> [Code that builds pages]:
○ ○ ○ ○ ○ ○ ○

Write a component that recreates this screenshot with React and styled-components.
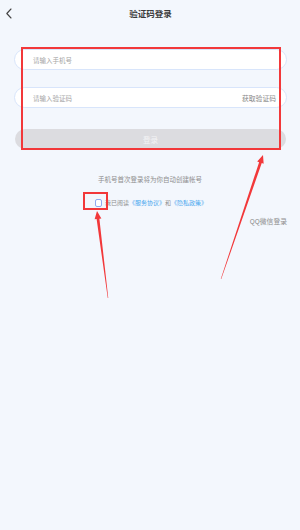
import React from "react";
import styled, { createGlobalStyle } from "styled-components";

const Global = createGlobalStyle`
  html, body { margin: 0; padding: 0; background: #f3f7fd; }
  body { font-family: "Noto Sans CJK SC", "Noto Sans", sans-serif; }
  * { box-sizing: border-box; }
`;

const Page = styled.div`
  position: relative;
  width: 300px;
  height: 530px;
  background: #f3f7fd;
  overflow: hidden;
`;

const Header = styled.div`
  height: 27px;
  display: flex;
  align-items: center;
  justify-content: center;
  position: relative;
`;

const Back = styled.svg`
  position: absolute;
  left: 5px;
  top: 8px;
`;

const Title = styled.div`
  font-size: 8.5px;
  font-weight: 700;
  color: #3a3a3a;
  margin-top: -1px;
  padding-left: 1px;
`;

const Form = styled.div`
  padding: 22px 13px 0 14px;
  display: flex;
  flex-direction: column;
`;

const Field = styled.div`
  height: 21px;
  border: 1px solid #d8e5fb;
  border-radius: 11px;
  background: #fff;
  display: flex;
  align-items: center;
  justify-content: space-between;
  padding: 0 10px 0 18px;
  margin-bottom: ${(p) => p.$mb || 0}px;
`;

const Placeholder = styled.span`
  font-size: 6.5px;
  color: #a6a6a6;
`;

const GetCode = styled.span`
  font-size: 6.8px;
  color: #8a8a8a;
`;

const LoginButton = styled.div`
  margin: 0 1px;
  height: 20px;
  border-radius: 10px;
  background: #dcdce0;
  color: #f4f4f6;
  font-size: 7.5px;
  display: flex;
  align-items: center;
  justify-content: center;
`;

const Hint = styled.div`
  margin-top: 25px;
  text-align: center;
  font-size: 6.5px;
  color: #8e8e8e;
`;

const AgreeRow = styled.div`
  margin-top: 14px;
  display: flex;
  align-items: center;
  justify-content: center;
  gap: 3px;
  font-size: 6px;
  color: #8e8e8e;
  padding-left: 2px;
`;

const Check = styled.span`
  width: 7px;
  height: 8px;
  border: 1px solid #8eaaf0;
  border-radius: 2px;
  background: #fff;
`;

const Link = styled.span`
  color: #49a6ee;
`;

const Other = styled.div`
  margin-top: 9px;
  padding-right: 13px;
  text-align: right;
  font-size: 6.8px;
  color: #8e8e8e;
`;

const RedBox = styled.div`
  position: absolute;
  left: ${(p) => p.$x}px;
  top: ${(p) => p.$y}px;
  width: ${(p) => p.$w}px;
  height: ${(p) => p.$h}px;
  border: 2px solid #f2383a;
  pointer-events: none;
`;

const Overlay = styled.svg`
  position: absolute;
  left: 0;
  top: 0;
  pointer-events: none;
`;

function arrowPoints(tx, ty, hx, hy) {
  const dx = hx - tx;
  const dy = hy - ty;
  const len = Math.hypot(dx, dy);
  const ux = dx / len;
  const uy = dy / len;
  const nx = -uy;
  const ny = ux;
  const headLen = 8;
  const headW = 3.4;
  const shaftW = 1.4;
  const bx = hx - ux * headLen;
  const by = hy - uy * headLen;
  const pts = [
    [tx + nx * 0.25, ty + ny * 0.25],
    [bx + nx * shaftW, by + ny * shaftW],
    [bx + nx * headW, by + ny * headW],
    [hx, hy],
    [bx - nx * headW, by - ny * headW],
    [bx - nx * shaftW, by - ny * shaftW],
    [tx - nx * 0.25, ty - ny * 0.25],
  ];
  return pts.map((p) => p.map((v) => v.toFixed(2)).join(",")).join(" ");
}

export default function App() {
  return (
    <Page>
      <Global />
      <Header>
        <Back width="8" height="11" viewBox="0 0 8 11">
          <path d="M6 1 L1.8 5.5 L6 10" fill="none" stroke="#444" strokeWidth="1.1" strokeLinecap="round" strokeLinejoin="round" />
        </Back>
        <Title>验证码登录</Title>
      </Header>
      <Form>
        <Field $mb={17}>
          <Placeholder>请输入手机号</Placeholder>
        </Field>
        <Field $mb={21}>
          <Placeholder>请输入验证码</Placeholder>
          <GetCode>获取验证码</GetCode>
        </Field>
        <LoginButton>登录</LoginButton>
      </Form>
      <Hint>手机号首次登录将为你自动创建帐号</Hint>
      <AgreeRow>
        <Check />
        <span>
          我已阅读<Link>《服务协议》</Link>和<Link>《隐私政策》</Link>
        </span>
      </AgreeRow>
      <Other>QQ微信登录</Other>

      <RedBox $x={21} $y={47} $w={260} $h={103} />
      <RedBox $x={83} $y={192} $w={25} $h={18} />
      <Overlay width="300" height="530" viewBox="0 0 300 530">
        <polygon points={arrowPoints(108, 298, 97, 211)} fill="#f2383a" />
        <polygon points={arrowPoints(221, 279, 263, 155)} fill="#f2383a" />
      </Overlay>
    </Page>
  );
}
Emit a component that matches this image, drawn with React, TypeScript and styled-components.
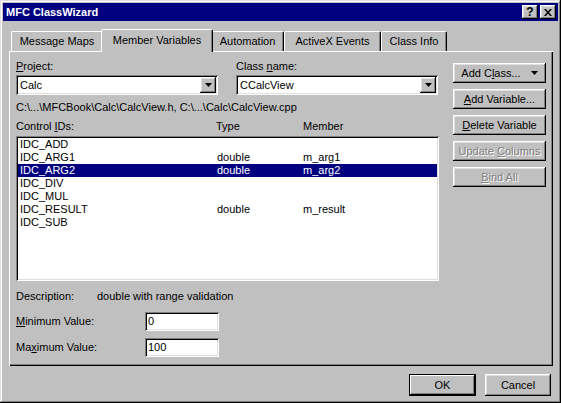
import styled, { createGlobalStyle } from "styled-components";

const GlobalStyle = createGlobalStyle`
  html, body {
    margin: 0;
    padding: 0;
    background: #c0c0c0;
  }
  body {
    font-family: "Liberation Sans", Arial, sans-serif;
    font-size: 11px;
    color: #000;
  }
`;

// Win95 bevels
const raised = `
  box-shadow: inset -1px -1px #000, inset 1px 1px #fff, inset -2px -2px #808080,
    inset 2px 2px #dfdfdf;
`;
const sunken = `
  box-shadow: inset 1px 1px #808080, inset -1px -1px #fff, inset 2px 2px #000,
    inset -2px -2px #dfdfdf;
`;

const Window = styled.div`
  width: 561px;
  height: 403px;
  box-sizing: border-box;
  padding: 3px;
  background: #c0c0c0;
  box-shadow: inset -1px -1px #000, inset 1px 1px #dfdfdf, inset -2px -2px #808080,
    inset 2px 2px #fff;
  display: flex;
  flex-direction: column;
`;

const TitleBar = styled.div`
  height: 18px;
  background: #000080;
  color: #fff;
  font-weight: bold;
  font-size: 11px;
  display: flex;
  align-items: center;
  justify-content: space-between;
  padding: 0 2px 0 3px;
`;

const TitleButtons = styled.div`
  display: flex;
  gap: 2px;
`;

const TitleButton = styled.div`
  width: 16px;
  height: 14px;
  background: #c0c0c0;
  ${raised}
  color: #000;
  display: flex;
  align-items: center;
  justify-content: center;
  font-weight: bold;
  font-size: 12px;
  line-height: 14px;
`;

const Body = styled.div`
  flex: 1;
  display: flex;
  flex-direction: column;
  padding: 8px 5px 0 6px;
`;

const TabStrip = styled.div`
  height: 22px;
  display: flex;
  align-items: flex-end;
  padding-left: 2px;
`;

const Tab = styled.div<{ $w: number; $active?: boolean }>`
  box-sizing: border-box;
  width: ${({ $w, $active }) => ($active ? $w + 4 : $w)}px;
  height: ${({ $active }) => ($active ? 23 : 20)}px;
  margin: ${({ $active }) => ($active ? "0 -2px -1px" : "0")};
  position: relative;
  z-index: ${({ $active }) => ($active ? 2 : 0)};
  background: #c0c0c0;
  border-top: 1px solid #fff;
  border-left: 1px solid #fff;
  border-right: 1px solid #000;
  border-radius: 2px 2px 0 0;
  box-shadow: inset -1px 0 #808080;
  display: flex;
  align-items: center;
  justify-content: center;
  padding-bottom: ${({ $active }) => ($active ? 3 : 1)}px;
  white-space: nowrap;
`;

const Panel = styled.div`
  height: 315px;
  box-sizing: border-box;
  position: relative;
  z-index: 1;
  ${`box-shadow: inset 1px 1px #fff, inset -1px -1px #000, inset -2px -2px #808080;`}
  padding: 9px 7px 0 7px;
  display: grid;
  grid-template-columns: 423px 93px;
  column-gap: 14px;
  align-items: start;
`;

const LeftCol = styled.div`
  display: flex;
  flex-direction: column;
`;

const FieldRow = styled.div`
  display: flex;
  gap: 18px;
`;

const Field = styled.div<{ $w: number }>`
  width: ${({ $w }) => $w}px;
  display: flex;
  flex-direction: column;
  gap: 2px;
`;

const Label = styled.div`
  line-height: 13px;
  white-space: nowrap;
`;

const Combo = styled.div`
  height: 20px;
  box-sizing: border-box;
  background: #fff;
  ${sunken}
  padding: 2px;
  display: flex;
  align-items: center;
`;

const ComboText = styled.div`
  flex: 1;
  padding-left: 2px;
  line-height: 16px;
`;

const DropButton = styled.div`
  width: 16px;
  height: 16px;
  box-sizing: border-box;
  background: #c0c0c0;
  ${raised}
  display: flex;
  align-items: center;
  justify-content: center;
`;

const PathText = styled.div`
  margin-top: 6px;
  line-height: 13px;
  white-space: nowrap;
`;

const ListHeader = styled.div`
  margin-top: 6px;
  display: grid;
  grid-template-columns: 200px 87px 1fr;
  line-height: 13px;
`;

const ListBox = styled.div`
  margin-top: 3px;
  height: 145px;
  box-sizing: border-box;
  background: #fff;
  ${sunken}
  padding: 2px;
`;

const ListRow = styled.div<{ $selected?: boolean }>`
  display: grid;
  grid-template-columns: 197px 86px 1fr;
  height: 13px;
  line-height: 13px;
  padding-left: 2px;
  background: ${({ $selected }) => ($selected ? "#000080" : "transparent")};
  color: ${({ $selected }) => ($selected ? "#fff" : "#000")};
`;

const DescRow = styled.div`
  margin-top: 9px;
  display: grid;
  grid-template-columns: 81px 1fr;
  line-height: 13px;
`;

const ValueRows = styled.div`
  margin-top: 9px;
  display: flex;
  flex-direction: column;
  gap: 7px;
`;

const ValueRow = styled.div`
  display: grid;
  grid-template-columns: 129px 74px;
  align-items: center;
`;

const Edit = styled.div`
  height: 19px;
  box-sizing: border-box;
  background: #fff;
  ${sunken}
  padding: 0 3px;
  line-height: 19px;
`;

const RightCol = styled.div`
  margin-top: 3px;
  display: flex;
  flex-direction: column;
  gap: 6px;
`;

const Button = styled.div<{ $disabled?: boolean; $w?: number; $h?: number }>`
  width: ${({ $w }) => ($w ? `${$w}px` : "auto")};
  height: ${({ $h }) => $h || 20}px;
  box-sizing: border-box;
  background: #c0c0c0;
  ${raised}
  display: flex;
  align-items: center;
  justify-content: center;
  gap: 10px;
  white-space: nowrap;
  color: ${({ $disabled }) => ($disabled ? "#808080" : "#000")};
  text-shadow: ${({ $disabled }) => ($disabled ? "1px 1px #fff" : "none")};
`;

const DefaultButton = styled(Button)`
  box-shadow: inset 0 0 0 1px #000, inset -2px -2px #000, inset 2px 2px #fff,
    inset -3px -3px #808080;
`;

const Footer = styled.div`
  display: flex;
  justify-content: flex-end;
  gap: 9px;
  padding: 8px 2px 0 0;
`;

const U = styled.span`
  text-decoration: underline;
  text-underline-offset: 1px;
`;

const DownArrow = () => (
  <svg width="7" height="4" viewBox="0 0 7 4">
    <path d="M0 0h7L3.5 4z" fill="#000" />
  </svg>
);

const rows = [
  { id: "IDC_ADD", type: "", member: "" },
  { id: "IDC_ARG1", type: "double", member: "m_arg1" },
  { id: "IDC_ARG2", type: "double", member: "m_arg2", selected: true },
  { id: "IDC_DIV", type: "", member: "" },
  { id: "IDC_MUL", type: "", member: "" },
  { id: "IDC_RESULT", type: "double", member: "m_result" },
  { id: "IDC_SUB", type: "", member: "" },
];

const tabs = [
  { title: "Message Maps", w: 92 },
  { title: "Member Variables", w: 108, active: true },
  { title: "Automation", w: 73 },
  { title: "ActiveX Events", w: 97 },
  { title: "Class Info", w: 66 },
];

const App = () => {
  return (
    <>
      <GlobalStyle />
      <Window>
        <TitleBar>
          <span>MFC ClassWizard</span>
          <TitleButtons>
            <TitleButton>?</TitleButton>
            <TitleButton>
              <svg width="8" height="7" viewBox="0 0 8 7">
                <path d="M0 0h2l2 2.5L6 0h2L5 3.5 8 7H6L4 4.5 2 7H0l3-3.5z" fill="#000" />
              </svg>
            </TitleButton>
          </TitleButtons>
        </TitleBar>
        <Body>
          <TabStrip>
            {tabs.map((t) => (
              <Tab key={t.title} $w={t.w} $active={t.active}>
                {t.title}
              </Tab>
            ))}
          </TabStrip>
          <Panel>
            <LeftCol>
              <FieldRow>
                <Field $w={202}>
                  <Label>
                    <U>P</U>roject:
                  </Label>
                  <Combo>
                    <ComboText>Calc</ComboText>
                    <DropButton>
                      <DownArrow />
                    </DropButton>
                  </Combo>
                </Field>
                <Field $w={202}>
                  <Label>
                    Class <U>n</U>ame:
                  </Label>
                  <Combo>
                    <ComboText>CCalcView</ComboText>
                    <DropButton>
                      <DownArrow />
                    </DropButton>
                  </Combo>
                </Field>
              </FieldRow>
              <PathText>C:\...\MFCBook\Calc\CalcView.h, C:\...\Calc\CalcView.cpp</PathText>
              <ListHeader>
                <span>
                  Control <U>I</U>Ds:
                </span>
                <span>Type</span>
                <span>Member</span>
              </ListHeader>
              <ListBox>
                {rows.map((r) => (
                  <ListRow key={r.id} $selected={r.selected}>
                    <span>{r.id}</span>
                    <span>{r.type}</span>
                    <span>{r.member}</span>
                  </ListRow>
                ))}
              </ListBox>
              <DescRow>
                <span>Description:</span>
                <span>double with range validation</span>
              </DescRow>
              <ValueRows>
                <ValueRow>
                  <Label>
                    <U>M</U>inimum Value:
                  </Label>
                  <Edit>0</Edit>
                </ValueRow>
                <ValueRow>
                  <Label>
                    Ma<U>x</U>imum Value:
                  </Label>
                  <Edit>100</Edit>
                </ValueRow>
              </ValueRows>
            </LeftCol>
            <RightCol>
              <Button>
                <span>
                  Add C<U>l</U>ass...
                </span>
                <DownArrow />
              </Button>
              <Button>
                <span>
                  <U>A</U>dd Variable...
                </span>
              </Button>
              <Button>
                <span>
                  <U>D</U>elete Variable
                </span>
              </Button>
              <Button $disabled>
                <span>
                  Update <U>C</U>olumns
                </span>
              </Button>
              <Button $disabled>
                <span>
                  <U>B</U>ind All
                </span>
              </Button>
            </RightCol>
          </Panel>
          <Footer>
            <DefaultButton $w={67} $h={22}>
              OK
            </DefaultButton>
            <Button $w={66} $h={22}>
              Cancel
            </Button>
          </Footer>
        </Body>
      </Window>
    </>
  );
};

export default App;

○ ○ ○ ○ ○ ○ ○

> [To be done]:
Read through the lines above and collect those that contain the string "with".

> [Exercise output]:
Write a component that recreates this screenshot with React and styled-components.
Emit a component that matches this image, drawn with React, TypeScript and styled-components.
                <span>double with range validation</span>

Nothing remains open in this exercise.